= Scott Seamer (jockey) =

Australian jockey

Scott Seamer is an Australian jockey who is notable for having won the Caulfield Cup and Melbourne Cup on Ethereal in 2001.

==Racing career==
Seamer started his racing career as a stable hand for Coffs Harbour trainer, John Hennessy, and later started his apprenticeship with Ron Gosling at Glen Innes.

He originally rode in Bush races before moving to Brisbane.

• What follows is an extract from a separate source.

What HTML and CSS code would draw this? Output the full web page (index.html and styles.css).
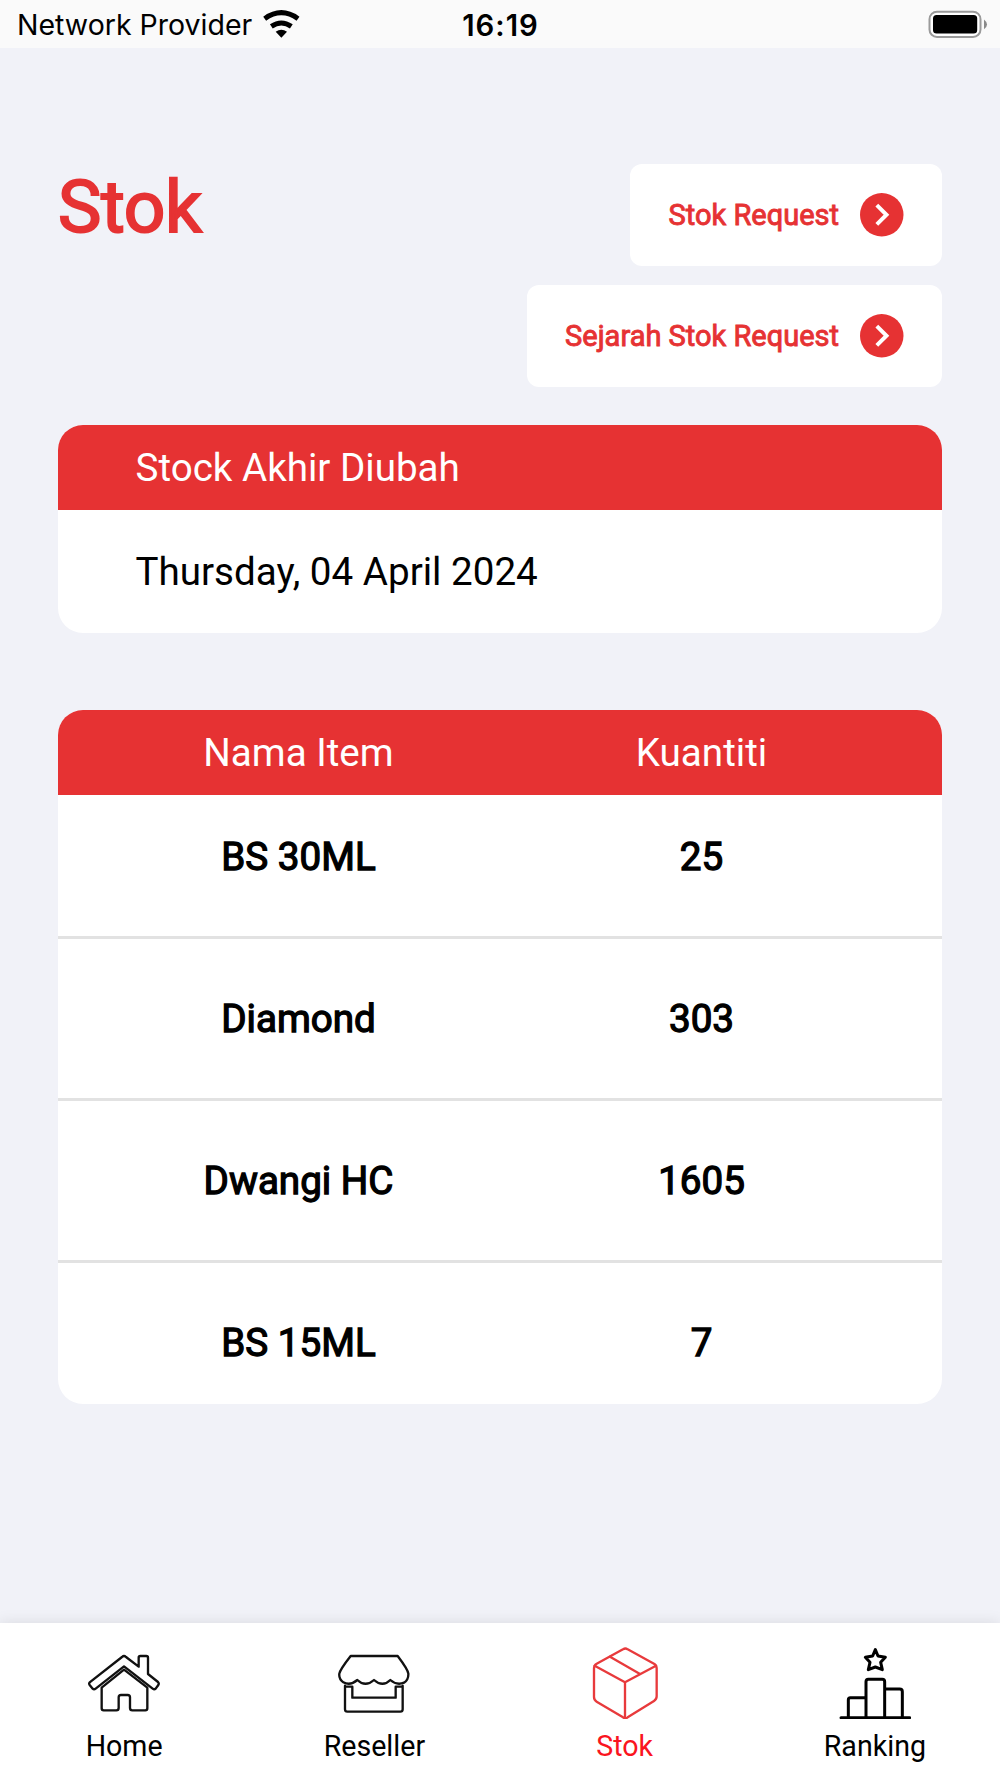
FILE: index.html
```html
<!DOCTYPE html>
<html lang="id">
<head>
    <meta charset="UTF-8">
    <meta name="viewport" content="width=device-width, initial-scale=1.0">
    <title>Stok</title>
    <link rel="stylesheet" href="styles.css">
</head>
<body>
    <header class="status-bar">
        <div class="provider">
            <span>Network Provider</span>
            <svg class="wifi" viewBox="788 28 110 84">
                <path d="M793 54Q843 18 893 54" fill="none" stroke="#000" stroke-width="15"/>
                <path d="M813 77Q843 57 873 77" fill="none" stroke="#000" stroke-width="15"/>
                <path d="M826 93Q843 81 860 93L843 111Z"/>
            </svg>
        </div>
        <div class="clock">16:19</div>
        <div class="battery">
            <svg width="60" height="30" viewBox="0 0 60 30">
                <rect x="1.5" y="1.7" width="51" height="25.2" rx="7.5" fill="#fff" stroke="#9a9a9a" stroke-width="2"/>
                <rect x="5" y="5" width="44.2" height="18.4" rx="3.5"/>
                <path d="M56 9.5Q62 14.4 56 19.3Z" fill="#8a8a8a"/>
            </svg>
        </div>
    </header>

    <main>
        <div class="top">
            <h1>Stok</h1>
            <div class="buttons">
                <a class="btn">
                    <span>Stok Request</span>
                    <svg class="arrow" viewBox="0 0 44 44">
                        <circle cx="22" cy="22" r="22"/>
                        <path d="M17 12.2L26.8 22L17 31.8"/>
                    </svg>
                </a>
                <a class="btn">
                    <span>Sejarah Stok Request</span>
                    <svg class="arrow" viewBox="0 0 44 44">
                        <circle cx="22" cy="22" r="22"/>
                        <path d="M17 12.2L26.8 22L17 31.8"/>
                    </svg>
                </a>
            </div>
        </div>

        <section class="card date-card">
            <div class="card-head"><span>Stock Akhir Diubah</span></div>
            <div class="card-body"><span>Thursday, 04 April 2024</span></div>
        </section>

        <section class="card items">
            <div class="card-head">
                <span>Nama Item</span>
                <span>Kuantiti</span>
            </div>
            <div class="row"><span>BS 30ML</span><span>25</span></div>
            <div class="row"><span>Diamond</span><span>303</span></div>
            <div class="row"><span>Dwangi HC</span><span>1605</span></div>
            <div class="row"><span>BS 15ML</span><span>7</span></div>
        </section>
    </main>

    <nav class="tabs">
        <a class="tab">
            <svg viewBox="85 110 216 216">
                <path d="M90 216Q87 220 90 224L99 235Q103 239 108 235L193 168L279 235Q284 239 288 235L296 224Q299 219 295 215L265 191V142Q265 137 260 137H242Q237 137 237 142V169L199 140Q193 134 187 140Z"/>
                <path d="M126 232V294Q126 300 132 300H170Q177 300 177 293V261Q177 254 184 254H204Q211 254 211 261V293Q211 300 218 300H257Q263 300 263 294V232L193 178Z"/>
            </svg>
            <span>Home</span>
        </a>
        <a class="tab">
            <svg viewBox="836 110 216 216">
                <path d="M874 137H1015Q1046 178 1047 190Q1048 208 1034 217Q1012 226 993 209Q970 232 944 209Q918 232 894 209Q873 227 852 216Q838 206 840 190Q842 178 874 137Z"/>
                <path d="M857 226V297Q857 304 864 304H1023Q1030 304 1030 297V226M857 229H879V262H1009V229H1030"/>
            </svg>
            <span>Reseller</span>
        </a>
        <a class="tab active">
            <svg viewBox="86 110 216 216">
                <path d="M188 117Q195 112 202 117L281 160Q289 165 289 174V258Q289 267 281 272L202 321Q195 326 188 321L109 274Q101 269 101 260V174Q101 165 109 160Z"/>
                <path d="M103 166L194 216L287 166M194 216V323M149 139L239 191"/>
            </svg>
            <span>Stok</span>
        </a>
        <a class="tab ranking">
            <svg viewBox="836 110 216 216">
                <path d="M945 118L953 137L975 141L961 156L966 178L945 170L924 178L929 156L915 141L937 137Z"/>
                <path d="M842 322H1048M864 322V268Q864 262 870 262H916M917 322V214Q917 207 924 207H966Q973 207 973 214V322M973 236H1018Q1026 236 1026 244V322"/>
            </svg>
            <span>Ranking</span>
        </a>
    </nav>
</body>
</html>
```
FILE: styles.css
```css
* {
    box-sizing: border-box;
}

body {
    margin: 0;
    height: 1778px;
    display: flex;
    flex-direction: column;
    background-color: #f1f2f8;
    font-family: Roboto, "Liberation Sans", sans-serif;
    color: #000;
    overflow: hidden;
}

svg {
    display: block;
}

.status-bar {
    display: flex;
    align-items: center;
    height: 48px;
    padding: 2px 17px 0;
    background-color: #fafafa;
    font-family: Inter, sans-serif;
    font-size: 28.5px;
    line-height: 48px;
}

.provider,
.battery {
    flex: 1;
    display: flex;
}

.provider {
    align-items: center;
    gap: 11px;
    white-space: nowrap;
}

.wifi {
    width: 36.7px;
    height: 28px;
    margin-bottom: 3px;
}

.clock {
    padding: 1px 4px 0 0;
    font-size: 29.3px;
    font-weight: 600;
    letter-spacing: 1px;
}

.battery {
    justify-content: flex-end;
    margin-right: -5px;
}

main {
    flex: 1;
    padding: 116px 58px 0;
}

.top {
    display: flex;
    justify-content: space-between;
}

h1 {
    margin: 0;
    padding-top: 5px;
    font-size: 73px;
    font-weight: 400;
    line-height: 76px;
    letter-spacing: -0.4px;
    color: #e63233;
    -webkit-text-stroke: 2px #e63233;
}

.buttons {
    display: flex;
    flex-direction: column;
    align-items: flex-end;
    gap: 19px;
}

.btn {
    display: flex;
    align-items: center;
    gap: 21px;
    height: 102px;
    padding: 0 38.5px;
    border-radius: 12px;
    background-color: #fff;
    color: #e63233;
    font-size: 29px;
    -webkit-text-stroke: 0.9px #e63233;
}

.arrow {
    width: 43.5px;
    height: 43.5px;
    fill: #e63233;
}

.arrow path {
    fill: none;
    stroke: #fff;
    stroke-width: 4;
}

.card {
    overflow: hidden;
    border-radius: 25px;
    background-color: #fff;
    font-size: 38.6px;
}

.card-head {
    display: flex;
    align-items: center;
    height: 85px;
    background-color: #e63233;
    color: #fff;
}

.date-card {
    margin-top: 38px;
}

.date-card .card-head,
.date-card .card-body {
    padding-left: 77.5px;
}

.card-body {
    height: 123px;
    line-height: 123px;
}

.items {
    margin-top: 77px;
}

.items .card-head,
.row {
    padding: 0 39px;
}

.items span {
    flex: 1;
    text-align: center;
}

.row {
    display: flex;
    align-items: center;
    height: 162px;
    border-bottom: 3px solid #e2e2e2;
    -webkit-text-stroke: 1.3px #000;
}

.row:nth-child(2) {
    height: 144px;
    padding-bottom: 18px;
}

.row:last-child {
    height: 141px;
    padding-top: 17px;
    border-bottom: none;
}

.tabs {
    display: flex;
    height: 155px;
    margin-left: -1px;
    background-color: #fff;
    box-shadow: 0 0 14px rgba(0, 0, 0, 0.1);
}

.tab {
    flex: 1;
    display: flex;
    flex-direction: column;
    align-items: center;
    padding-top: 24px;
    font-size: 28.6px;
    line-height: 32px;
}

.tab svg {
    width: 72px;
    height: 72px;
    margin-bottom: 11px;
    fill: none;
    stroke: #111;
    stroke-width: 7;
    stroke-linejoin: round;
    stroke-linecap: round;
}

.ranking svg {
    stroke: #000;
    stroke-width: 9;
}

.active {
    color: #fa1420;
}

.active svg {
    stroke: #e83a3c;
}
```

His manager, Trevor Lansky, persuaded the connections of Ethereal to give Seamer the ride in the Queensland Oaks.

Seamer had an affinity with New Zealand racing, not just through riding for Sheila Laxon but also due to his many visits across the Tasman where he rode successfully and claimed a number of Group races.

After winning 22 Group 1 races, Seamer retired from riding on New Year's Eve on 2011 when he had a fall and was concussed at Doomben.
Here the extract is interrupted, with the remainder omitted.